### SHORT PROBLEM
Retype each line of the material exactly, please, skipping any picture in it.
----- DATASET CONTENT
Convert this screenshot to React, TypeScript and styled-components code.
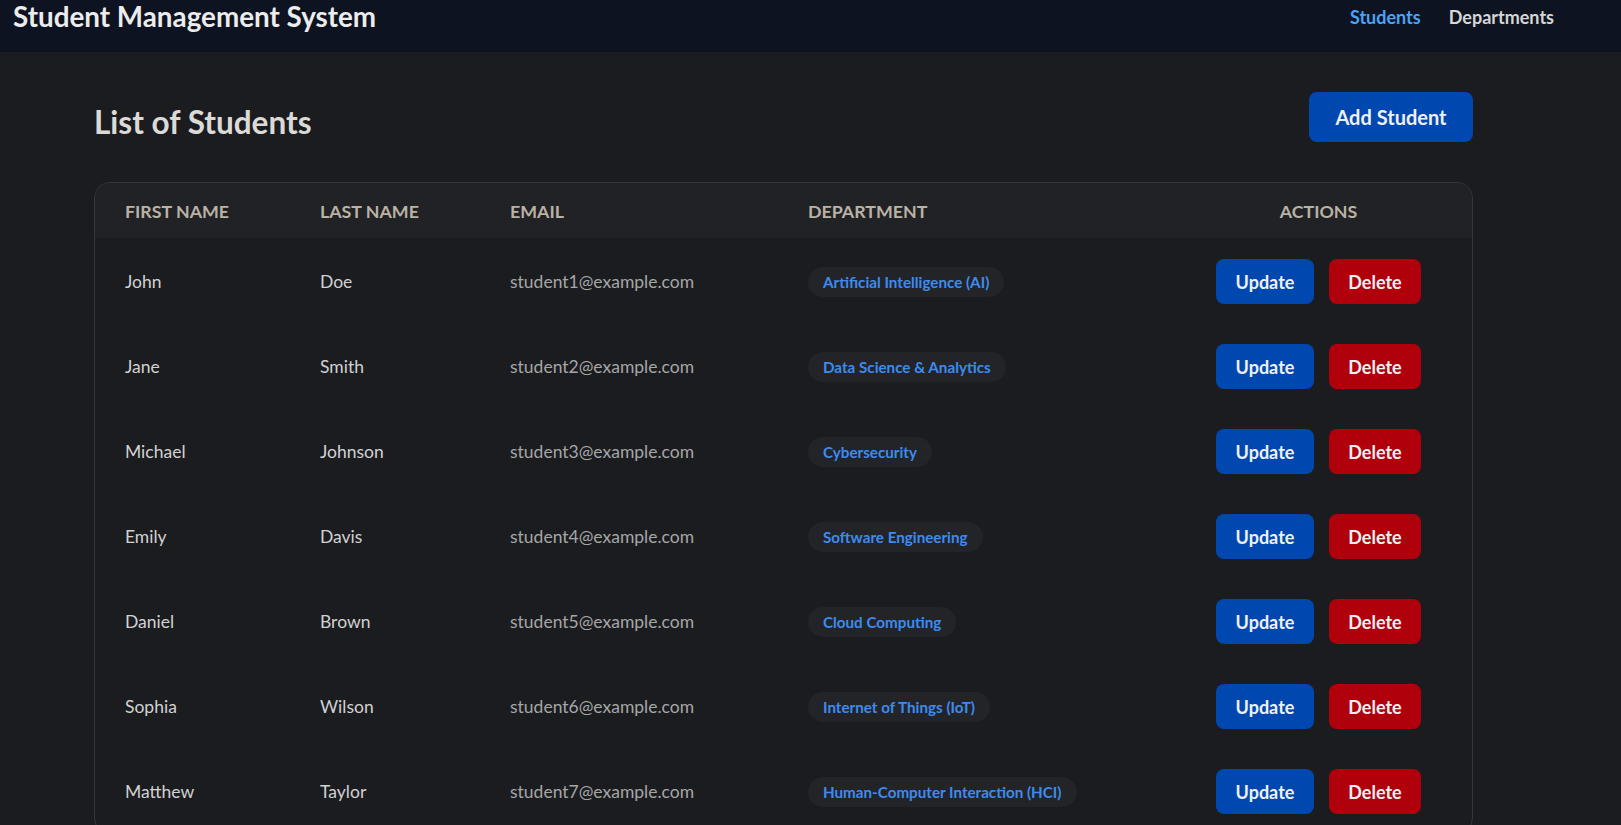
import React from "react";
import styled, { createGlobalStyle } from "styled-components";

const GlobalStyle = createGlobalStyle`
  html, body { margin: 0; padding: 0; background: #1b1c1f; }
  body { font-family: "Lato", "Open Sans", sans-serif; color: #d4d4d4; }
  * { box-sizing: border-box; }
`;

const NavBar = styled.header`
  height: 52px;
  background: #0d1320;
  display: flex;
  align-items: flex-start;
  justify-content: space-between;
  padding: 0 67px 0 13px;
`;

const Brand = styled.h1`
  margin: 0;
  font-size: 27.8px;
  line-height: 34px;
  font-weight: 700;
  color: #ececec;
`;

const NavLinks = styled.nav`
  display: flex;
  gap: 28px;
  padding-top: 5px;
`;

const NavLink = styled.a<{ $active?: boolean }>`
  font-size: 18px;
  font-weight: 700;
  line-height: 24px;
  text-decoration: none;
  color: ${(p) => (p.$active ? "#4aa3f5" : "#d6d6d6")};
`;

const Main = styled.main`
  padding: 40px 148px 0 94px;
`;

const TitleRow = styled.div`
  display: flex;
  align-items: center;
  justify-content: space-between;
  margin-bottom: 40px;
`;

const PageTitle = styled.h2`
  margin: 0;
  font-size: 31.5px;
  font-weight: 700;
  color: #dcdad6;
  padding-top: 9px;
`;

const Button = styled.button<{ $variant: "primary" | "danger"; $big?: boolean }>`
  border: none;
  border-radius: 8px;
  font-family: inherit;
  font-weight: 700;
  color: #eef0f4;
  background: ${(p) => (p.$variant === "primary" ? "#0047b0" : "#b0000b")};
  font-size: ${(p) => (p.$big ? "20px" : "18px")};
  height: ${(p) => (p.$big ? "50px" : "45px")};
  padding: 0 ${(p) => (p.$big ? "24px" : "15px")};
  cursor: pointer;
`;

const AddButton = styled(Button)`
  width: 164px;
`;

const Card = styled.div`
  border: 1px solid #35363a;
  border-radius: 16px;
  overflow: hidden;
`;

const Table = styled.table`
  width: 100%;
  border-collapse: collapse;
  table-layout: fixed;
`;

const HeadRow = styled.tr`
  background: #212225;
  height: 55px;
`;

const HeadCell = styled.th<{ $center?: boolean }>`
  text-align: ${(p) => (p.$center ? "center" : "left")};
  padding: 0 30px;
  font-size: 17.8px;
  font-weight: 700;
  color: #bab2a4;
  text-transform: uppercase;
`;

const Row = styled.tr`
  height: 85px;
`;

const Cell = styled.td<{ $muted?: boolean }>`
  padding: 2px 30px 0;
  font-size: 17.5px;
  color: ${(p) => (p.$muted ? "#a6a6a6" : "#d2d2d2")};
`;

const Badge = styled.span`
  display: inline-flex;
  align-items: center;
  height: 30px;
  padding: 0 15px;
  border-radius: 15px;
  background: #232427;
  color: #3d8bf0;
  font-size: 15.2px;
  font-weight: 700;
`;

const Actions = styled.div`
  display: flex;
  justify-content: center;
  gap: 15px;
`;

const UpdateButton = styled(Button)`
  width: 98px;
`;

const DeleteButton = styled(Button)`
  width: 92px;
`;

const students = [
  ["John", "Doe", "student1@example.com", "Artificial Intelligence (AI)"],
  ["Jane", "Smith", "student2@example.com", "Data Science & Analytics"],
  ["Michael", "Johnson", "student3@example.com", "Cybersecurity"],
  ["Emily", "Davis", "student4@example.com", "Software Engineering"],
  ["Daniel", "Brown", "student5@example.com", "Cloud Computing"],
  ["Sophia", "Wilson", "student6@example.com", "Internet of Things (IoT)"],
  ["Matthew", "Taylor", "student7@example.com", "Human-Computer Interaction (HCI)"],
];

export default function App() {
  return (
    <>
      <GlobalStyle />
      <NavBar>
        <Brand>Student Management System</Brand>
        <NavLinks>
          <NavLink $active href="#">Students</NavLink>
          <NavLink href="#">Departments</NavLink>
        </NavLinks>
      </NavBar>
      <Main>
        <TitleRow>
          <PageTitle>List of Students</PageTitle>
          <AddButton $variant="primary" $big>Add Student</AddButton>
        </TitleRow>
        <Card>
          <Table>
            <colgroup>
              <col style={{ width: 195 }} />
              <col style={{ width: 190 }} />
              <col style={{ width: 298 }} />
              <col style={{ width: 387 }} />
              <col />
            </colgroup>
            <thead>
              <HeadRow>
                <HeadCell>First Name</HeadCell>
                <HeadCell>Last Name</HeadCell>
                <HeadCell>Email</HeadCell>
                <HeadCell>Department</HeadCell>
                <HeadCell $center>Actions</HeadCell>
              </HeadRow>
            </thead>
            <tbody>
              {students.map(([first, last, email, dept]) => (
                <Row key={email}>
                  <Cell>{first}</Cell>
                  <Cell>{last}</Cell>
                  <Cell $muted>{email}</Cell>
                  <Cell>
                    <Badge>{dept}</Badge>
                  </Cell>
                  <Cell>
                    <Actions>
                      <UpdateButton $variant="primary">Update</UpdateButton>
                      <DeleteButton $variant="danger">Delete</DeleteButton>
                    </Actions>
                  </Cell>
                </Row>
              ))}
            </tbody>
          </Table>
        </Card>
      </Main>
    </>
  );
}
----------
### WRITTEN REPLY
Convert this screenshot to React, TypeScript and styled-components code.
import React from "react";
import styled, { createGlobalStyle } from "styled-components";

const GlobalStyle = createGlobalStyle`
  html, body { margin: 0; padding: 0; background: #1b1c1f; }
  body { font-family: "Lato", "Open Sans", sans-serif; color: #d4d4d4; }
  * { box-sizing: border-box; }
`;

const NavBar = styled.header`
  height: 52px;
  background: #0d1320;
  display: flex;
  align-items: flex-start;
  justify-content: space-between;
  padding: 0 67px 0 13px;
`;

const Brand = styled.h1`
  margin: 0;
  font-size: 27.8px;
  line-height: 34px;
  font-weight: 700;
  color: #ececec;
`;

const NavLinks = styled.nav`
  display: flex;
  gap: 28px;
  padding-top: 5px;
`;

const NavLink = styled.a<{ $active?: boolean }>`
  font-size: 18px;
  font-weight: 700;
  line-height: 24px;
  text-decoration: none;
  color: ${(p) => (p.$active ? "#4aa3f5" : "#d6d6d6")};
`;

const Main = styled.main`
  padding: 40px 148px 0 94px;
`;

const TitleRow = styled.div`
  display: flex;
  align-items: center;
  justify-content: space-between;
  margin-bottom: 40px;
`;

const PageTitle = styled.h2`
  margin: 0;
  font-size: 31.5px;
  font-weight: 700;
  color: #dcdad6;
  padding-top: 9px;
`;

const Button = styled.button<{ $variant: "primary" | "danger"; $big?: boolean }>`
  border: none;
  border-radius: 8px;
  font-family: inherit;
  font-weight: 700;
  color: #eef0f4;
  background: ${(p) => (p.$variant === "primary" ? "#0047b0" : "#b0000b")};
  font-size: ${(p) => (p.$big ? "20px" : "18px")};
  height: ${(p) => (p.$big ? "50px" : "45px")};
  padding: 0 ${(p) => (p.$big ? "24px" : "15px")};
  cursor: pointer;
`;

const AddButton = styled(Button)`
  width: 164px;
`;

const Card = styled.div`
  border: 1px solid #35363a;
  border-radius: 16px;
  overflow: hidden;
`;

const Table = styled.table`
  width: 100%;
  border-collapse: collapse;
  table-layout: fixed;
`;

const HeadRow = styled.tr`
  background: #212225;
  height: 55px;
`;

const HeadCell = styled.th<{ $center?: boolean }>`
  text-align: ${(p) => (p.$center ? "center" : "left")};
  padding: 0 30px;
  font-size: 17.8px;
  font-weight: 700;
  color: #bab2a4;
  text-transform: uppercase;
`;

const Row = styled.tr`
  height: 85px;
`;

const Cell = styled.td<{ $muted?: boolean }>`
  padding: 2px 30px 0;
  font-size: 17.5px;
  color: ${(p) => (p.$muted ? "#a6a6a6" : "#d2d2d2")};
`;

const Badge = styled.span`
  display: inline-flex;
  align-items: center;
  height: 30px;
  padding: 0 15px;
  border-radius: 15px;
  background: #232427;
  color: #3d8bf0;
  font-size: 15.2px;
  font-weight: 700;
`;

const Actions = styled.div`
  display: flex;
  justify-content: center;
  gap: 15px;
`;

const UpdateButton = styled(Button)`
  width: 98px;
`;

const DeleteButton = styled(Button)`
  width: 92px;
`;

const students = [
  ["John", "Doe", "student1@example.com", "Artificial Intelligence (AI)"],
  ["Jane", "Smith", "student2@example.com", "Data Science & Analytics"],
  ["Michael", "Johnson", "student3@example.com", "Cybersecurity"],
  ["Emily", "Davis", "student4@example.com", "Software Engineering"],
  ["Daniel", "Brown", "student5@example.com", "Cloud Computing"],
  ["Sophia", "Wilson", "student6@example.com", "Internet of Things (IoT)"],
  ["Matthew", "Taylor", "student7@example.com", "Human-Computer Interaction (HCI)"],
];

export default function App() {
  return (
    <>
      <GlobalStyle />
      <NavBar>
        <Brand>Student Management System</Brand>
        <NavLinks>
          <NavLink $active href="#">Students</NavLink>
          <NavLink href="#">Departments</NavLink>
        </NavLinks>
      </NavBar>
      <Main>
        <TitleRow>
          <PageTitle>List of Students</PageTitle>
          <AddButton $variant="primary" $big>Add Student</AddButton>
        </TitleRow>
        <Card>
          <Table>
            <colgroup>
              <col style={{ width: 195 }} />
              <col style={{ width: 190 }} />
              <col style={{ width: 298 }} />
              <col style={{ width: 387 }} />
              <col />
            </colgroup>
            <thead>
              <HeadRow>
                <HeadCell>First Name</HeadCell>
                <HeadCell>Last Name</HeadCell>
                <HeadCell>Email</HeadCell>
                <HeadCell>Department</HeadCell>
                <HeadCell $center>Actions</HeadCell>
              </HeadRow>
            </thead>
            <tbody>
              {students.map(([first, last, email, dept]) => (
                <Row key={email}>
                  <Cell>{first}</Cell>
                  <Cell>{last}</Cell>
                  <Cell $muted>{email}</Cell>
                  <Cell>
                    <Badge>{dept}</Badge>
                  </Cell>
                  <Cell>
                    <Actions>
                      <UpdateButton $variant="primary">Update</UpdateButton>
                      <DeleteButton $variant="danger">Delete</DeleteButton>
                    </Actions>
                  </Cell>
                </Row>
              ))}
            </tbody>
          </Table>
        </Card>
      </Main>
    </>
  );
}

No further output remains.